The new Medicare payment model for nursing homes was designed to eliminate the temptation to make key care decisions based solely on reimbursements, and not on individual residents’ needs.
Though the early results from the Patient-Driven Payment Model (PDPM) have largely been positive for the industry, a group of researchers this week raised concerns about the potential for similarly problematic incentives under the new system.
“The PDPM brings welcome changes to SNF reimbursement by prioritizing patient needs over service volume, but it also carries the risk of new unintended consequences,” the group wrote in their analysis, published Monday in the April edition of the American Journal of Managed Care. “These potential problems, which are features of other value-based payment systems, should be closely monitored and rigorously studied.”
The commentary — titled “The Patient-Driven Payment Model: Addressing Perverse Incentives, Creating New Ones” — does contain some praise for PDPM’s improvement over the former Medicare payment system for nursing homes, while also taking issue with some of the levers that operators can pull to potentially raise total reimbursements.
“The PDPM has introduced new incentives that may be problematic, potentially leading to unintended consequences,” the researchers wrote.
In particular, the analysis highlights the unequal weighting of certain resident conditions when calculating payment rates under the non-therapy ancillary (NTA) category.
“Certain co-morbidities and services in this payment component can greatly increase reimbursements, and they thus carry the risk of being over-reported and over-utilized,” the team noted. “An SNF located in an urban area, for instance, receives per-diem payments that are $175 higher during the first three days for a patient with diabetes and chronic obstructive pulmonary disease compared with payments for a patient without these two conditions.”
The team also pointed out the vastly increased payments that skilled nursing facilities receive for the first three days of a resident stay, when their needs — and, by extension, operator costs — are likely highest.
Based on those incentives, the researchers argue, skilled nursing facilities could begin selectively admitting residents with more acute needs than other patients, while also discharging people home faster due to the gradual decline in reimbursement rates over time. Because therapy no longer generates direct payments, the group also pointed out the potential for under-provision of therapy.

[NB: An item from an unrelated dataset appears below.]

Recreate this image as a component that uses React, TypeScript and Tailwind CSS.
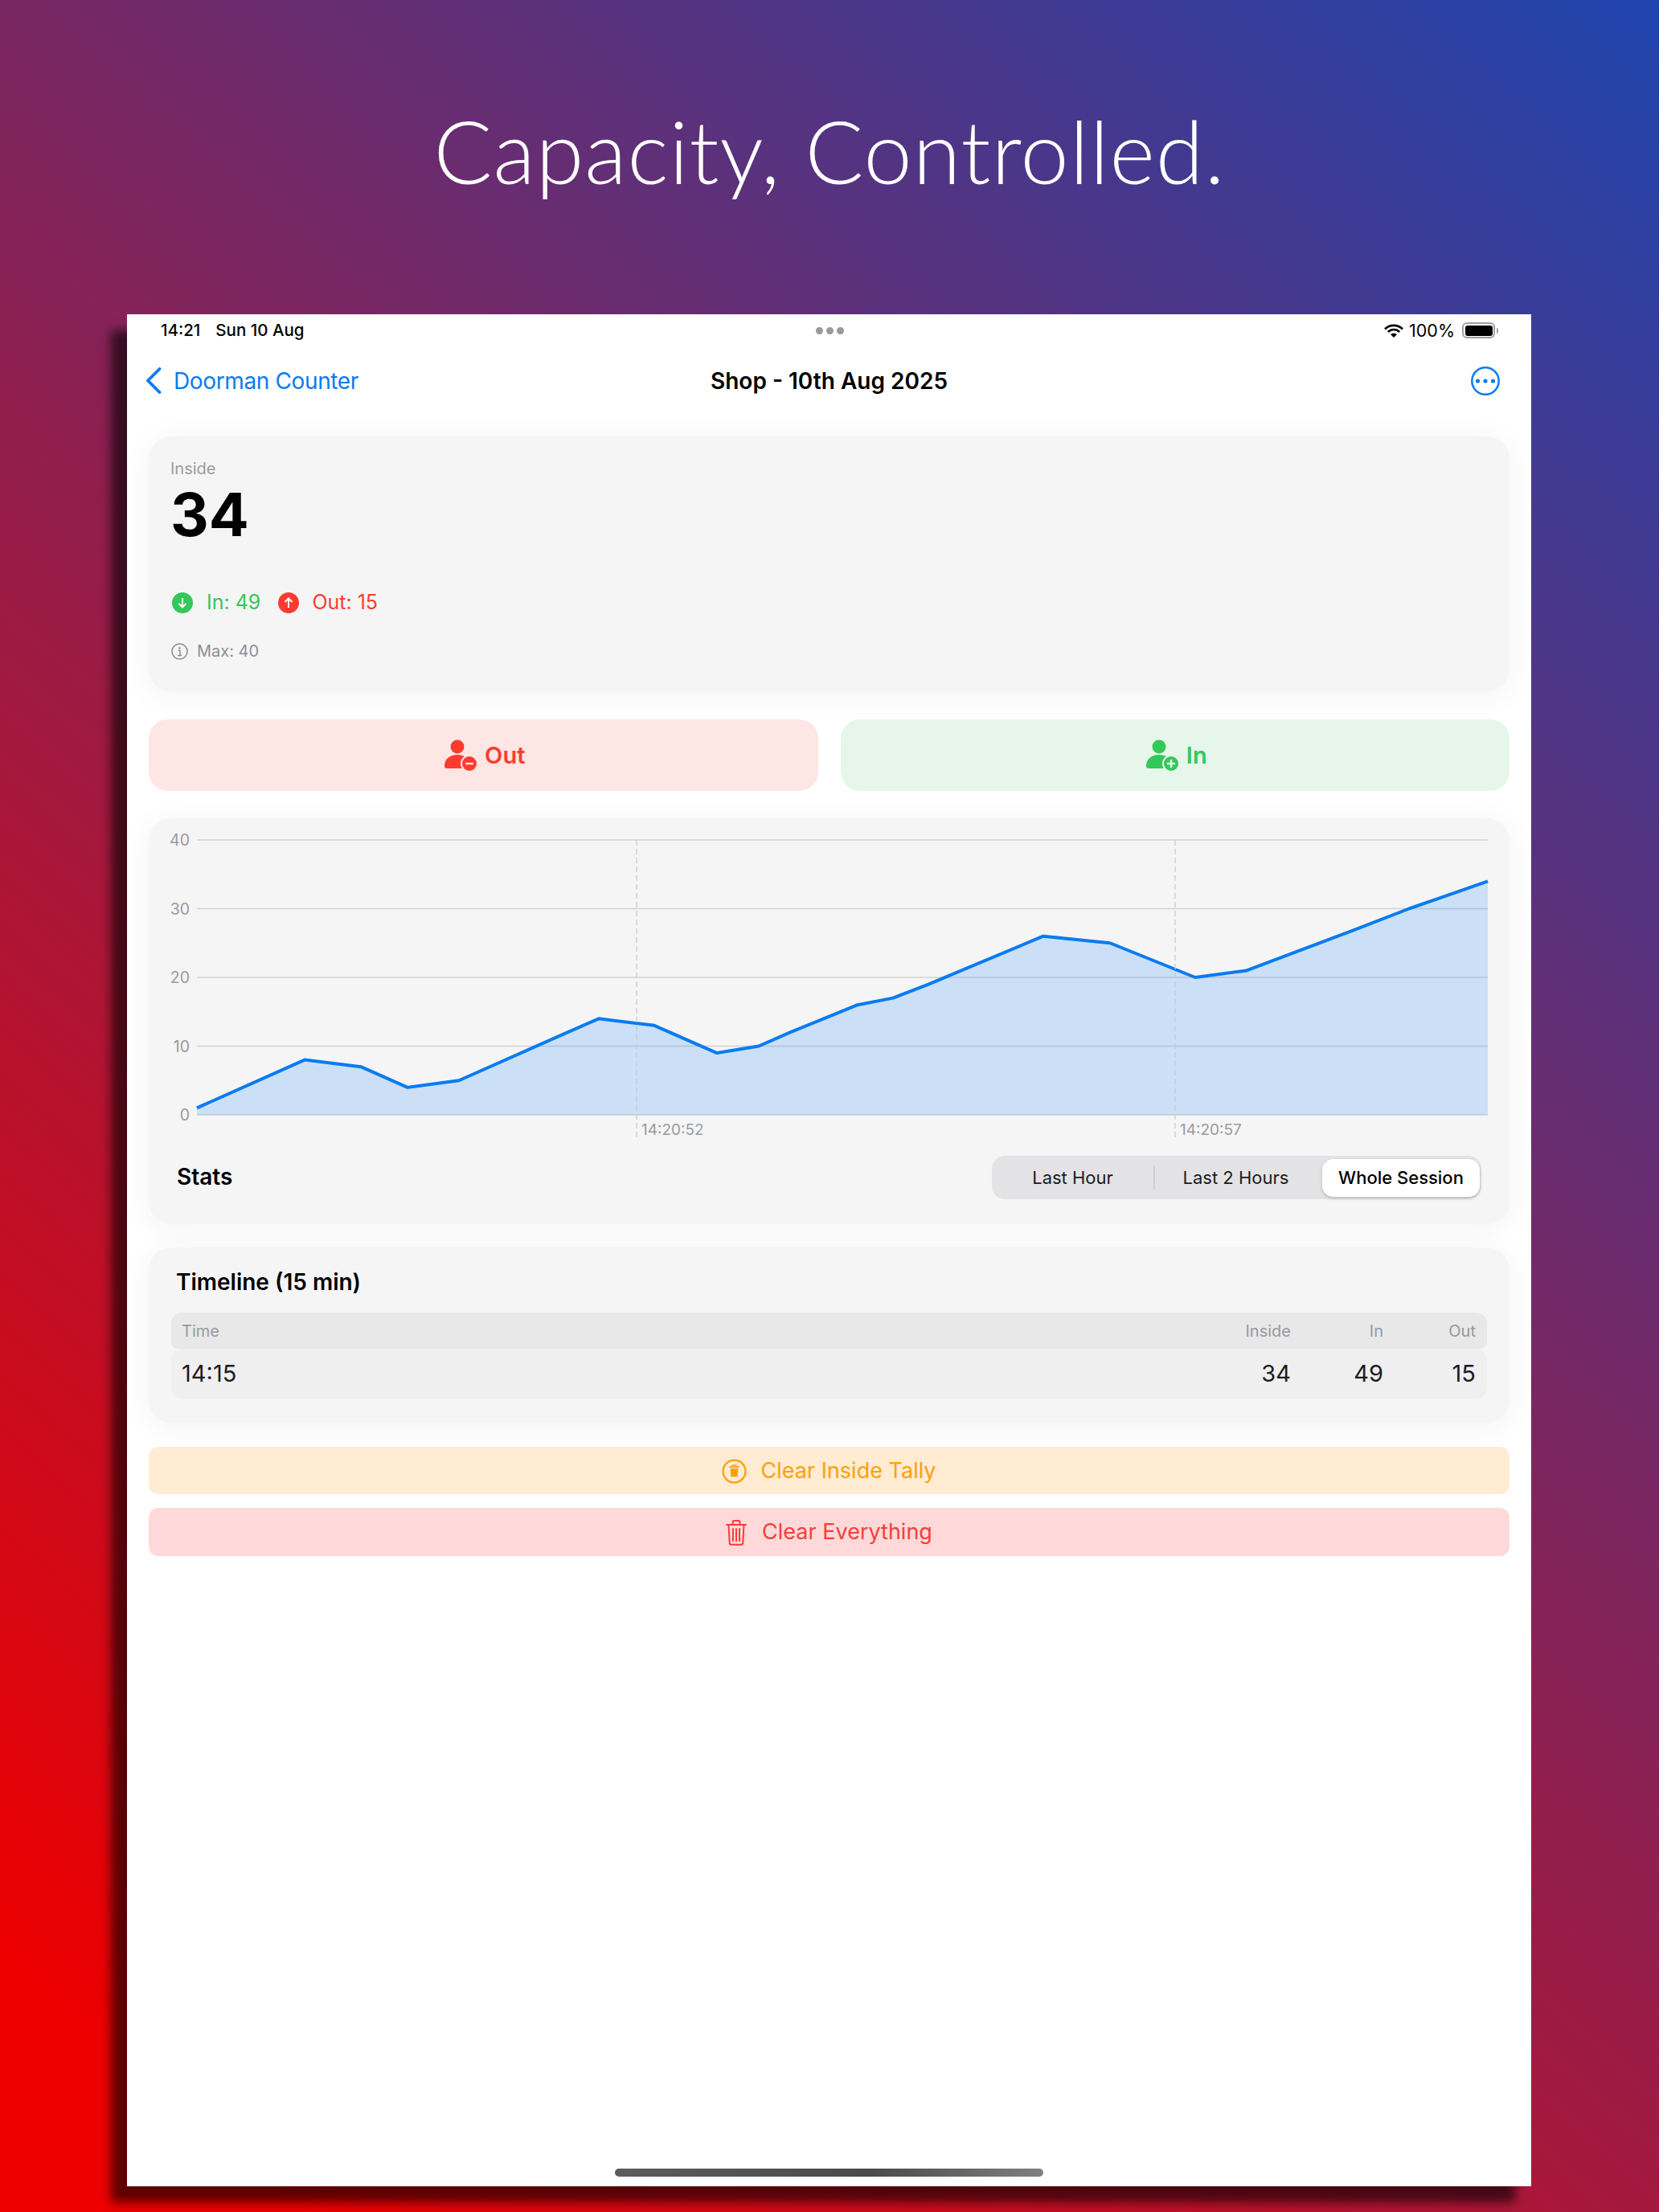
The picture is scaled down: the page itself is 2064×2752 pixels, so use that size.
const ui = { fontFamily: "Inter, 'Noto Sans', sans-serif" };

// Inside-count samples, as [x on the plot, value]
const samples: [number, number][] = [
  [59, 1], [193, 8], [263, 7], [321, 4], [385, 5], [520, 12], [559, 14], [628, 13], [706, 9], [758, 10],
  [797, 12], [881, 16], [925, 17], [969, 19], [1112, 26], [1195, 25], [1301, 20], [1365, 21], [1501, 27], [1567, 30], [1665, 34],
];
const yOf = (v: number) => 369 - v * 8.55;
const linePts = samples.map(([x, v]) => `${x},${yOf(v)}`).join(" ");
const areaPts = `59,369 ${linePts} 1665,369`;

const StatChart = () => (
  <svg width="1693" height="400" viewBox="-1 0 1693 400" className="block">
    {[40, 30, 20, 10, 0].map((v) => (
      <g key={v}>
        <line x1="59" x2="1665" y1={yOf(v)} y2={yOf(v)} stroke="#d2d2d4" strokeWidth="1.5" />
        <text x="50" y={yOf(v) + 7} textAnchor="end" fontSize="19.500" fill="#9a9a9e" style={ui}>{v}</text>
      </g>
    ))}
    <polygon points={areaPts} fill="#007aff" fillOpacity="0.17" />
    <polyline points={linePts} fill="none" stroke="#0a7bf0" strokeWidth="4" strokeLinejoin="round" />
    {[606, 1276].map((x) => (
      <line key={x} x1={x} x2={x} y1="27" y2="397" stroke="#c8c8cc" strokeWidth="1.2" strokeDasharray="7 4" />
    ))}
    <text x="612" y="394" fontSize="19" fill="#9a9a9e" style={ui}>14:20:52</text>
    <text x="1282" y="394" fontSize="19" fill="#9a9a9e" style={ui}>14:20:57</text>
  </svg>
);

const PersonBadge = ({ color, ring, plus }: { color: string; ring: string; plus?: boolean }) => (
  <svg width="41" height="40" viewBox="0 0 41 40">
    <circle cx="16" cy="9" r="8.5" fill={color} />
    <path d="M0 33c0-9 7-14 16-14s16 5 16 14c0 2-1 3-3 3H3c-2 0-3-1-3-3z" fill={color} />
    <circle cx="31" cy="30" r="11" fill={ring} />
    <circle cx="31" cy="30" r="9" fill={color} />
    <path d={plus ? "M26 30h10M31 25v10" : "M26 30h10"} stroke={ring} strokeWidth="2.4" />
  </svg>
);

const ArrowDot = ({ color, up }: { color: string; up?: boolean }) => (
  <svg width="26" height="26" viewBox="0 0 26 26">
    <circle cx="13" cy="13" r="13" fill={color} />
    <path d={up ? "M13 19V7.5M8.5 12 13 7.5l4.5 4.5" : "M13 7v11.5M8.5 14l4.5 4.5 4.5-4.5"} fill="none" stroke="#fff" strokeWidth="2" />
  </svg>
);

const Segment = ({ label, width, active }: { label: string; width: string; active?: boolean }) => (
  <div
    className={
      active
        ? `${width} h-[47px] flex items-center justify-center rounded-[14px] bg-white font-medium text-black shadow-[0_2px_4px_rgba(0,0,0,0.18)]`
        : `${width} h-[47px] flex items-center justify-center text-[#1c1c1e]`
    }
  >
    {label}
  </div>
);

export default function App() {
  return (
    <div className="w-[2064px] h-[2752px] overflow-hidden bg-[linear-gradient(42deg,#ee0000_7%,#1f45ae_100%)]">
      <div className="h-[391px] pb-[17px] flex items-center justify-center">
        <h1 className="text-white text-[108px] font-light tracking-[1px]" style={{ fontFamily: "Lato, sans-serif" }}>
          Capacity, Controlled.
        </h1>
      </div>

      <div
        className="ml-[158px] w-[1747px] h-[2329px] bg-white flex flex-col shadow-[-20px_20px_12px_rgba(0,0,0,0.6)]"
        style={ui}
      >
        {/* status bar */}
        <div className="h-[42px] pb-[2px] pl-[42px] pr-[41px] flex items-center justify-between text-[20.5px] font-medium text-black">
          <div className="flex-1 flex gap-[19px]">
            <span>14:21</span>
            <span>Sun 10 Aug</span>
          </div>
          <div className="flex gap-[4px]">
            <span className="w-[9px] h-[9px] rounded-full bg-[#9a9a9e]" />
            <span className="w-[9px] h-[9px] rounded-full bg-[#9a9a9e]" />
            <span className="w-[9px] h-[9px] rounded-full bg-[#9a9a9e]" />
          </div>
          <div className="flex-1 flex items-center justify-end gap-[7px]">
            <svg width="24" height="17" viewBox="0 0 24 17">
              <path d="M1 6.5a15.5 15.5 0 0 1 22 0M4.8 10a10 10 0 0 1 14.4 0" fill="none" stroke="#000" strokeWidth="2.6" />
              <path d="M8 13a6 6 0 0 1 8 0l-4 4z" fill="#000" />
            </svg>
            <span className="font-normal text-[21.5px]">100%</span>
            <span className="ml-[2px] w-[41px] h-[20px] rounded-[6px] border-2 border-[#a0a0a0] p-[1.5px] flex">
              <span className="flex-1 rounded-[3px] bg-black" />
            </span>
            <span className="-ml-[5px] w-[2px] h-[7px] rounded-r bg-[#a0a0a0]" />
          </div>
        </div>

        {/* nav bar */}
        <div className="h-[82px] pb-[1px] px-[23px] flex items-center justify-between">
          <div className="flex-1 flex items-center gap-[15px] text-[#0a7bf0] text-[28px] tracking-[-0.37px]">
            <svg width="20" height="33" viewBox="0 0 20 33">
              <path d="M17.500 2 3 16.500 17.500 31" fill="none" stroke="#0a7bf0" strokeWidth="3.8" strokeLinecap="round" strokeLinejoin="round" />
            </svg>
            <span>Doorman Counter</span>
          </div>
          <div className="text-[28px] font-semibold text-black">Shop - 10th Aug 2025</div>
          <div className="flex-1 flex justify-end">
            <svg className="mr-[16px]" width="36" height="36" viewBox="0 0 36 36">
              <circle cx="18" cy="18" r="16.7" fill="none" stroke="#0a7bf0" strokeWidth="2.5" />
              <circle cx="8.500" cy="18" r="2.600" fill="#0a7bf0" />
              <circle cx="18" cy="18" r="2.600" fill="#0a7bf0" />
              <circle cx="27.500" cy="18" r="2.600" fill="#0a7bf0" />
            </svg>
          </div>
        </div>

        <div className="mt-[28px] mx-[27px] flex flex-col">
          {/* inside card */}
          <div className="h-[317px] rounded-[28px] bg-[#f5f5f5] pt-[27px] pl-[27px] shadow-[0_6px_40px_rgba(0,0,0,0.05)]">
            <div className="h-[26px] leading-[26px] text-[20px] text-[#9a9a9e]">Inside</div>
            <div className="mt-[6px] h-[76px] leading-[76px] text-[74px] font-bold text-black">34</div>
            <div className="mt-[57px] ml-[2px] h-[30px] flex items-center text-[25px]">
              <ArrowDot color="#34c759" />
              <span className="ml-[17px] text-[#34c759]">In: 49</span>
              <span className="ml-[22px] flex"><ArrowDot color="#ff3b30" up /></span>
              <span className="ml-[16px] text-[#ff3b30]">Out: 15</span>
            </div>
            <div className="mt-[32px] ml-[1px] h-[26px] flex items-center gap-[11px] text-[20px] text-[#8e8e93]">
              <svg width="21" height="21" viewBox="0 0 21 21">
                <circle cx="10.5" cy="10.5" r="9.5" fill="none" stroke="#8e8e93" strokeWidth="1.6" />
                <circle cx="10.5" cy="6.2" r="1.3" fill="#8e8e93" />
                <path d="M8.5 9.3h2.4v6M8 15.4h5.2" fill="none" stroke="#8e8e93" strokeWidth="1.5" />
              </svg>
              <span>Max: 40</span>
            </div>
          </div>

          {/* out / in buttons */}
          <div className="mt-[35px] h-[89px] flex gap-[28px] text-[29px] font-semibold">
            <div className="flex-1 rounded-[24px] bg-[#fee6e4] text-[#ff3b30] flex items-center justify-center gap-[9px] pl-[4px]">
              <PersonBadge color="#ff3b30" ring="#fee6e4" />
              <span>Out</span>
            </div>
            <div className="flex-1 rounded-[24px] bg-[#e6f6ea] text-[#34c759] flex items-center justify-center gap-[9px] pl-[4px]">
              <PersonBadge color="#34c759" ring="#e6f6ea" plus />
              <span>In</span>
            </div>
          </div>

          {/* chart card */}
          <div className="mt-[34px] h-[505px] rounded-[28px] bg-[#f5f5f5] shadow-[0_6px_40px_rgba(0,0,0,0.05)]">
            <StatChart />
            <div className="mt-[20px] pl-[35px] pr-[35px] flex items-center justify-between">
              <span className="-mt-[2px] text-[28px] font-semibold text-black">Stats</span>
              <div className="w-[609px] h-[54px] rounded-[16px] bg-[#e3e3e6] flex items-center text-[22px]">
                <Segment label="Last Hour" width="w-[201px]" />
                <span className="w-[1.5px] h-[30px] bg-[#cfcfd3]" />
                <Segment label="Last 2 Hours" width="w-[202px] mr-[6.5px]" />
                <Segment label="Whole Session" width="w-[196px]" active />
              </div>
            </div>
          </div>

          {/* timeline card */}
          <div className="mt-[29px] h-[218px] rounded-[28px] bg-[#f5f5f5] pt-[25px] px-[28px] shadow-[0_6px_40px_rgba(0,0,0,0.05)]">
            <div className="pl-[6px] h-[36px] leading-[36px] text-[28px] font-semibold text-black">Timeline (15 min)</div>
            <div className="mt-[20px] h-[45px] rounded-t-[14px] rounded-b-[8px] bg-[#e8e8e9] pl-[13px] pr-[14px] flex items-center text-[20px] text-[#98989c]">
              <span className="flex-1">Time</span>
              <span className="w-[115px] text-right">Inside</span>
              <span className="w-[115px] text-right">In</span>
              <span className="w-[115px] text-right">Out</span>
            </div>
            <div className="h-[62px] rounded-[14px] bg-[#efeff0] pl-[13px] pr-[14px] flex items-center text-[29px] text-[#1c1c1e]">
              <span className="flex-1">14:15</span>
              <span className="w-[115px] text-right">34</span>
              <span className="w-[115px] text-right">49</span>
              <span className="w-[115px] text-right">15</span>
            </div>
          </div>

          {/* clear buttons */}
          <div className="mt-[30px] h-[59px] pt-[2px] rounded-[12px] bg-[#ffecd2] text-[#ff9f0a] text-[27px] flex items-center justify-center gap-[17px]">
            <svg width="31" height="31" viewBox="0 0 30 30">
              <circle cx="15" cy="15" r="13.5" fill="none" stroke="#ff9f0a" strokeWidth="2.2" />
              <path d="M12 8.500V7h6v1.500M9 9h12v1.600H9zM10.300 11.600h9.400l-.7 10H11z" fill="#ff9f0a" />
            </svg>
            <span>Clear Inside Tally</span>
          </div>
          <div className="mt-[17px] h-[60px] pt-[1px] rounded-[12px] bg-[#ffd9d9] text-[#f93b3b] text-[27px] flex items-center justify-center gap-[19px]">
            <svg width="26" height="32" viewBox="0 0 26 32">
              <path
                d="M1 6h24M8.500 6V3c0-1 .8-2 2-2h5c1.200 0 2 1 2 2v3M3.500 6l1.200 22.500c.1 1.300 1 2.300 2.300 2.300h12c1.300 0 2.200-1 2.300-2.300L22.500 6M9 11v15M13 11v15M17 11v15"
                fill="none"
                stroke="#f93b3b"
                strokeWidth="2"
                strokeLinecap="round"
              />
            </svg>
            <span>Clear Everything</span>
          </div>
        </div>

        {/* home indicator */}
        <div className="mt-auto mb-[12px] mx-auto w-[533px] h-[10px] rounded-full bg-[linear-gradient(90deg,#5c5c5c,#4a4a4a_60%,#808080)]" />
      </div>
    </div>
  );
}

“Whereas the RUG system incentivized longer SNF stays and more therapy, the PDPM incentivizes shorter stays with less therapy through an adjustment factor for physical therapy, occupational therapy, and non-therapy ancillary conditions and services,” they wrote.
Concerns over unsafe reductions in therapy under PDPM made it to the mainstream media shortly after the model’s October 1 introduction, with the New York Times publishing a piece highlighting the potential for therapy cuts in late November.
But as industry leaders — and the researchers themselves — have pointed out, the new model was largely a reaction to controversies about the improper over-provision of therapy under the former Resource Utilization Group (RUG) model, which provided direct incentives for operators to reach certain therapy volume thresholds.
“Between 2002 and 2016, the use of the ultra-high category increased from 7% to 63% of all SNF days reimbursed by Medicare — a nine-fold increase,” the researchers noted, referring to the level of therapy that provided the greatest reimbursements to operators under the RUG system. “There was no corresponding change in case mix during this period.”
Moving forward, the group recommended that the government closely monitor provider behavior for any evidence of improper care based on PDPM payment incentives.
“Policymakers should maintain close oversight of SNF billing practices and patient outcomes as the PDPM takes effect to mitigate potential unintended consequences,” the team concluded.